#### Year

2017

#### Degree Name

Doctor of Philosophy

#### Department

School of Mathematics and Applied Statistics

#### Recommended Citation

Dawber, James, Advances in M-quantile estimation, Doctor of Philosophy thesis, School of Mathematics and Applied Statistics, University of Wollongong, 2017. https://ro.uow.edu.au/theses1/188

#### Abstract

M-quantile estimators are a generalised form of quantile-like M-estimators introduced by Breckling and Chambers (1988). Quantiles are a type of M-quantile based on the least absolute deviation, and the lesser known expectiles are based on least squares. So just as the median and mean are types of M-estimators, the quantile and the expectile are types of M-quantile estimators. Another type of M-quantile is based on the Huber estimator which utilises a tuning constant that adjusts the robustness of the estimator in the presence of outliers. The tuning constant provides an intermediary estimator between the quantile and the expectile. With this robustness property, the mild distributional assumptions of M-estimation, and the quantile-like framework; altogether it makes these Huber M-quantile estimators very versatile.

Huber M-quantiles are not scale-equivariant, hence a nuisance scale parameter is required. Different estimates of this scale parameter can lead to substantial differences to the M-quantile estimates hence it is important to investigate the role and cause of these differences. Four scale estimators were investigated, including the most commonly used M-quantile scale estimator, a `naive' median absolute deviation (MAD), which was found to be erroneously generalised to M-quantiles. A second proposed scale estimator using maximum likelihood was shown to be nonrobust and unsuitable for general M-quantile estimation. Two scale estimators were found to be more suitable; the `corrected' MAD and a new estimator which is proposed based on the method of moments (MM). Each of these methods was shown to perform better than the naive MAD estimator and were comparatively similar to each other. Furthermore, it was highlighted that the corrected MAD estimator was unaffected by changes to the tuning constant which is useful. The MM scale estimator provides an appropriate alternative.

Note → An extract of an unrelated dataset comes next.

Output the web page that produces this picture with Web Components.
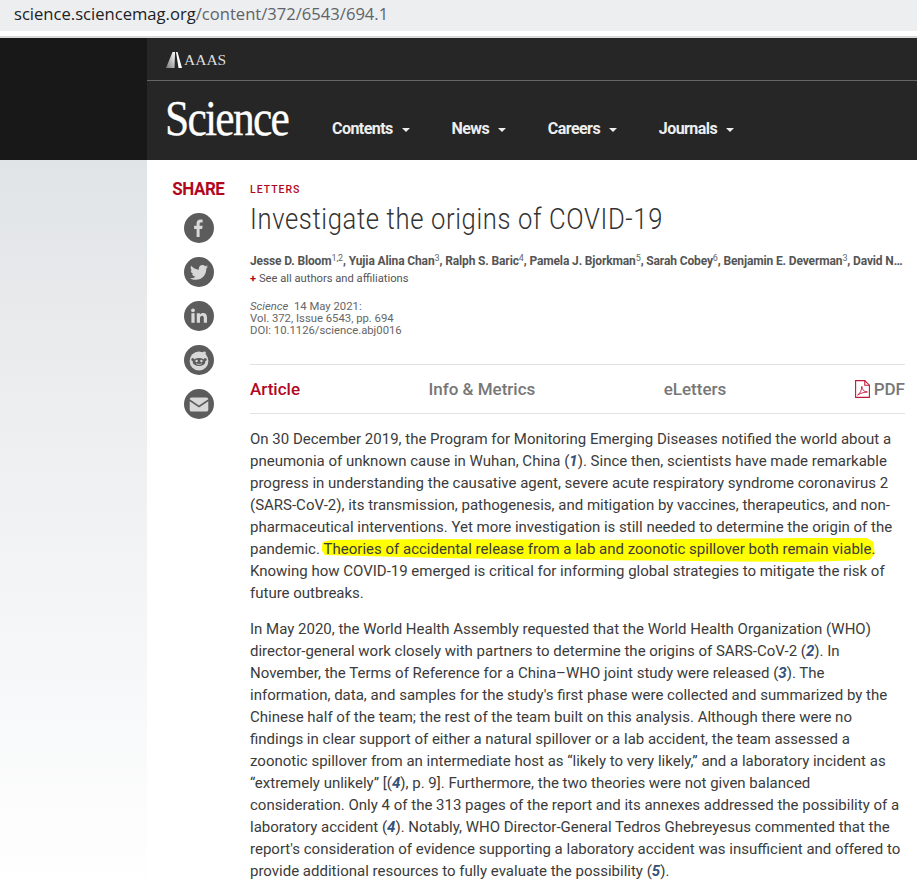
<!DOCTYPE html>
<html lang="en">
<head>
<meta charset="utf-8">
<title>Investigate the origins of COVID-19</title>
<style>
  html, body { margin: 0; padding: 0; background: #fff; }
  body { width: 917px; height: 882px; overflow: hidden; font-family: Roboto, "Liberation Sans", sans-serif; }
</style>
</head>
<body>
<url-bar></url-bar>
<site-header>
  <nav-item>Contents</nav-item>
  <nav-item>News</nav-item>
  <nav-item>Careers</nav-item>
  <nav-item>Journals</nav-item>
</site-header>
<page-layout>
  <share-rail slot="rail">
    <share-icon kind="facebook"></share-icon>
    <share-icon kind="twitter"></share-icon>
    <share-icon kind="linkedin"></share-icon>
    <share-icon kind="reddit"></share-icon>
    <share-icon kind="mail"></share-icon>
  </share-rail>
  <article-head></article-head>
  <article-tabs></article-tabs>
  <article-body>
    <p>On 30 December 2019, the Program for Monitoring Emerging Diseases notified the world about a<br>
    pneumonia of unknown cause in Wuhan, China (<cite-ref>1</cite-ref>). Since then, scientists have made remarkable<br>
    progress in understanding the causative agent, severe acute respiratory syndrome coronavirus 2<br>
    (SARS-CoV-2), its transmission, pathogenesis, and mitigation by vaccines, therapeutics, and non-<br>
    pharmaceutical interventions. Yet more investigation is still needed to determine the origin of the<br>
    pandemic. <marker-text>Theories of accidental release from a lab and zoonotic spillover both remain viable.</marker-text><br>
    Knowing how COVID-19 emerged is critical for informing global strategies to mitigate the risk of<br>
    future outbreaks.</p>
    <p>In May 2020, the World Health Assembly requested that the World Health Organization (WHO)<br>
    director-general work closely with partners to determine the origins of SARS-CoV-2 (<cite-ref>2</cite-ref>). In<br>
    November, the Terms of Reference for a China–WHO joint study were released (<cite-ref>3</cite-ref>). The<br>
    information, data, and samples for the study's first phase were collected and summarized by the<br>
    Chinese half of the team; the rest of the team built on this analysis. Although there were no<br>
    findings in clear support of either a natural spillover or a lab accident, the team assessed a<br>
    zoonotic spillover from an intermediate host as “likely to very likely,” and a laboratory incident as<br>
    “extremely unlikely” [(<cite-ref>4</cite-ref>), p. 9]. Furthermore, the two theories were not given balanced<br>
    consideration. Only 4 of the 313 pages of the report and its annexes addressed the possibility of a<br>
    laboratory accident (<cite-ref>4</cite-ref>). Notably, WHO Director-General Tedros Ghebreyesus commented that the<br>
    report's consideration of evidence supporting a laboratory accident was insufficient and offered to<br>
    provide additional resources to fully evaluate the possibility (<cite-ref>5</cite-ref>).</p>
  </article-body>
</page-layout>
<script>
const define = (name, css, html) => {
  customElements.define(name, class extends HTMLElement {
    constructor() {
      super();
      const root = this.attachShadow({ mode: 'open' });
      root.innerHTML = `<style>${css}</style>${typeof html === 'function' ? html(this) : html}`;
    }
  });
};

define('url-bar', `
  :host { display: block; height: 38px; background: #fff; border-bottom: 2px solid #d9d9d9; box-sizing: border-box; }
  div { height: 31px; background: #eceef0; padding-left: 14px; font: 16.6px/28px "Open Sans", sans-serif; color: #5f6368; }
  b { font-weight: 400; color: #202124; }
`, `<div><b>science.sciencemag.org</b>/content/372/6543/694.1</div>`);

define('site-header', `
  :host { display: grid; grid-template-columns: 147px 1fr; height: 122px; background: #181818; }
  .bar { background: #262626; }
  .aaas { height: 43px; box-sizing: border-box; border-bottom: 1px solid #666; padding: 1px 0 0 19px; display: flex; align-items: center; gap: 2px; color: #ddd; font: 15.5px/1 "Liberation Serif", serif; }
  .main { display: flex; align-items: flex-start; padding-left: 18px; }
  .logo { font: 50px/1 "Liberation Serif", serif; color: #fff; letter-spacing: -2px; width: 167px; padding-top: 12px; transform: scaleX(.87); transform-origin: left top; -webkit-text-stroke: .3px #fff; }
  nav { display: flex; gap: 41.7px; padding-top: 38px; }
  svg { display: block; }
`, `
  <div></div>
  <div class="bar">
    <div class="aaas">
      <svg width="16" height="16" viewBox="0 0 16 16">
        <defs><linearGradient id="mark" x1="0" y1="1" x2="1" y2="0"><stop offset="0" stop-color="#777"/><stop offset="1" stop-color="#fff"/></linearGradient></defs>
        <path d="M0 16 6.5 0H9L8.5 16z" fill="url(#mark)"/><path d="M10 0h1.5L16 16h-3.5z" fill="#fff"/>
      </svg>
      <span>AAAS</span>
    </div>
    <div class="main">
      <div class="logo">Science</div>
      <nav><slot></slot></nav>
    </div>
  </div>`);

define('nav-item', `
  :host { display: flex; align-items: center; gap: 9px; font: 700 16px/20px Roboto, sans-serif; color: #eee; letter-spacing: -0.55px; }
  i { width: 0; height: 0; border: 4px solid transparent; border-top-color: #eee; border-bottom: 0; margin-top: 2px; }
`, `<slot></slot><i></i>`);

define('page-layout', `
  :host { display: grid; grid-template-columns: 147px 78px 1fr; height: 722px; overflow: hidden; }
  .gutter { background: linear-gradient(#e0e4e6 0, #e7e9eb 18%, #eef0f2 42%, #f6f7f9 68%, #fdfdfd 92%, #fff 100%); }
  .content { padding: 0 12px 0 25px; min-width: 0; }
`, `
  <div class="gutter"></div>
  <slot name="rail"></slot>
  <div class="content"><slot></slot></div>`);

define('share-rail', `
  :host { display: flex; flex-direction: column; align-items: center; gap: 14px; padding: 18px 0 0 25px; }
  h2 { margin: 0 0 -1px; font: 700 18.4px/22px Roboto, sans-serif; letter-spacing: -0.45px; color: #b1081f; transform: scaleX(.92); }
`, `<h2>SHARE</h2><slot></slot>`);

const GLYPHS = {
  facebook: `<path fill="#d8d8d8" d="M12.6 24V16h-2.5v-3.3h2.5v-2.4c0-2.6 1.6-3.9 3.8-3.9.9 0 1.9.1 2.2.2v2.9h-1.5c-1.2 0-1.5.6-1.5 1.5v1.7h3l-.4 3.3h-2.6v8z"/>`,
  twitter: `<g transform="translate(4.6 4.6) scale(.87)"><path fill="#d8d8d8" d="M22.46 6c-.77.35-1.6.58-2.46.69.88-.53 1.56-1.37 1.88-2.38-.83.5-1.75.85-2.72 1.05C18.37 4.5 17.26 4 16 4c-2.35 0-4.27 1.92-4.27 4.29 0 .34.04.67.11.98C8.28 9.09 5.11 7.38 3 4.79c-.37.63-.58 1.37-.58 2.15 0 1.49.75 2.81 1.91 3.56-.71 0-1.37-.2-1.91-.5v.03c0 2.08 1.48 3.82 3.44 4.21a4.22 4.22 0 0 1-1.93.07 4.28 4.28 0 0 0 4 2.98 8.521 8.521 0 0 1-5.33 1.84c-.34 0-.68-.02-1.02-.06C3.44 20.29 5.7 21 8.12 21 16 21 20.33 14.46 20.33 8.79c0-.19 0-.37-.01-.56.84-.6 1.56-1.36 2.14-2.23z"/></g>`,
  linkedin: `<g fill="#d8d8d8"><circle cx="9" cy="9.3" r="1.9"/><rect x="7.4" y="12.2" width="3.2" height="9.6"/><path d="M12.8 12.2h3.1v1.4c.6-1 1.7-1.7 3.2-1.7 2.8 0 3.9 1.8 3.9 4.7v5.2h-3.2v-4.7c0-1.4-.4-2.4-1.7-2.4-1.4 0-2.1 1-2.1 2.5v4.6h-3.2z"/></g>`,
  reddit: `<circle cx="15" cy="16" r="9.4" fill="#d8d8d8"/><circle cx="20.5" cy="7.8" r="1.4" fill="#d8d8d8"/><path d="M15 11.5 16 7.5l4 .6" fill="none" stroke="#d8d8d8" stroke-width=".9"/><ellipse cx="15" cy="17" rx="6.4" ry="4" fill="#5c5c5c"/><circle cx="8.8" cy="14.6" r="1.5" fill="#5c5c5c"/><circle cx="21.2" cy="14.6" r="1.5" fill="#5c5c5c"/><circle cx="12.6" cy="16" r="1.2" fill="#d8d8d8"/><circle cx="17.4" cy="16" r="1.2" fill="#d8d8d8"/><path d="M12.2 18.6c1.6 1.1 4 1.1 5.6 0" fill="none" stroke="#d8d8d8" stroke-width=".8"/>`,
  mail: `<path fill="#d8d8d8" d="M7.6 8.5h14.8c1.1 0 1.9.8 1.9 1.8L15 16.4 5.7 10.3c0-1 .8-1.8 1.9-1.8z"/><path fill="#d8d8d8" d="M5.7 12.3 15 18.4l9.3-6.1v8.4c0 1-.8 1.8-1.9 1.8H7.6c-1.1 0-1.9-.8-1.9-1.8z"/>`
};

define('share-icon', `
  :host { display: block; width: 30px; height: 30px; }
  svg { display: block; }
`, el => `<svg width="30" height="30" viewBox="0 0 30 30"><circle cx="15" cy="15" r="15" fill="#5c5c5c"/>${GLYPHS[el.getAttribute('kind')]}</svg>`);

define('article-head', `
  :host { display: block; padding-top: 24px; height: 204px; box-sizing: border-box; }
  .kicker { font: 500 10.5px/12px Roboto, sans-serif; letter-spacing: 1px; color: #b1081f; }
  h1 { margin: 5px 0 0; font: 300 30.4px/36px Roboto, sans-serif; letter-spacing: .75px; color: #333; width: max-content; transform: scaleX(.843); transform-origin: left center; }
  .authors { margin-top: 16px; font: 700 12px/16px Roboto, sans-serif; color: #555; letter-spacing: -0.13px; white-space: nowrap; }
  sup { font-weight: 400; font-size: 9px; line-height: 0; color: #666; vertical-align: 4px; }
  .all { margin-top: 3px; font: 400 11.2px/14px Roboto, sans-serif; color: #555; }
  .all b { color: #b1081f; }
  .cite { margin-top: 15px; font: 400 11.3px/12px Roboto, sans-serif; color: #666; }
`, `
  <div class="kicker">LETTERS</div>
  <h1>Investigate the origins of COVID-19</h1>
  <div class="authors">Jesse D. Bloom<sup>1,2</sup>, Yujia Alina Chan<sup>3</sup>, Ralph S. Baric<sup>4</sup>, Pamela J. Bjorkman<sup>5</sup>, Sarah Cobey<sup>6</sup>, Benjamin E. Deverman<sup>3</sup>, David N…</div>
  <div class="all"><b>+</b> See all authors and affiliations</div>
  <div class="cite"><i>Science</i>&nbsp; 14 May 2021:<br>Vol. 372, Issue 6543, pp. 694<br>DOI: 10.1126/science.abj0016</div>`);

define('article-tabs', `
  :host { display: flex; justify-content: space-between; align-items: center; height: 50px; box-sizing: border-box; border-top: 1px solid #e2e2e2; border-bottom: 1px solid #e2e2e2; font: 500 17px/20px Roboto, sans-serif; color: #777; }
  .on { color: #b1081f; }
  .pdf { display: flex; align-items: center; gap: 4px; }
  svg { display: block; }
`, `
  <span class="on">Article</span>
  <span>Info &amp; Metrics</span>
  <span>eLetters</span>
  <span class="pdf">
    <svg width="15" height="18" viewBox="0 0 15 18" fill="none" stroke="#c3173a" stroke-width="1.1"><path d="M.6.6h9.2l4.6 4.6v12.2H.6z"/><path d="M9.8.6v4.6h4.6"/><path d="M2.6 15c2.6-1.6 4-4.6 4.2-8.6.5 3.4 2 5.4 5.6 5.6-3.4.2-6.2 1-9.8 3z" stroke-width=".9"/></svg>
    PDF
  </span>`);

define('article-body', `
  :host { display: block; padding-top: 14px; font: 400 15px/22px Roboto, sans-serif; color: #3b3b3b; }
  ::slotted(p) { margin: 0 0 14px; }
`, `<slot></slot>`);

define('cite-ref', `
  :host { font-weight: 700; font-style: italic; color: #34527c; }
`, `<slot></slot>`);

// marker stroke sits behind the sentence, wider towards the right like the real highlighter
define('marker-text', `
  :host { position: relative; isolation: isolate; }
  :host::before {
    content: ''; position: absolute; z-index: -1; left: -2px; right: -2px; top: -4px; bottom: -6px;
    background: #ffff00;
    clip-path: polygon(1px 6px, 10px 4px, 118px 3px, 278px 4px, 478px 2px, 545px 2px, 552px 6px, 553px 18px, 548px 24px, 478px 26px, 278px 24px, 118px 22px, 3px 19px, 0 14px);
  }
`, `<slot></slot>`);
</script>
</body>
</html>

Although M-quantile estimation had already been extended to binary data, there had yet to be a further extension to M-quantiles for categorical data. A method is presented which enables this application to categorical data. Instead of generalising the pre-existing binary M-quantile estimation method to categorical data, first a simpler definition of binary M-quantiles is proposed. This results in a simple relationship between the probability and the M-quantile of binary data, and the estimates are comparable in performance to the pre-existing estimates. The main advantage of the proposed method is that it can be easily generalised to categorical data. Estimates of the categorical M-quantile can be made through estimates of categorical probabilities through a multinomial logistic model. This categorical M-quantile method was shown to perform well in small area estimation with contaminated data, as well as computationally efficient relative to the other categorical methods in small area estimation.

In order to widen the applications of M-quantiles some new methods are proposed utilising M-quantile q-scores. These q-scores provide ordered indices corresponding to where observations lie on the conditional distribution, and are fundamental to the use of M-quantiles in small area estimation. It is shown that the q-scores are actually values from a distribution function related to the data distribution and the influence function. Through an understanding of this relationship an inverse M-quantile function can be derived which has useful properties for use in model diagnostics. Methods which utilise these q-scores and this inverse M-quantile function are proposed for assessing normality of regression residuals, identifying distributional characteristics of the residual distribution, variable selection, and calculating an optimal tuning constant with contaminated data. Following these diagnostic tools some further diagnostic plots are shown to help verify when M-quantile regression estimates are appropriately fitted in practice.

The methods in this thesis advance M-quantile estimation methods and enhances the potential to be used in practice more widely.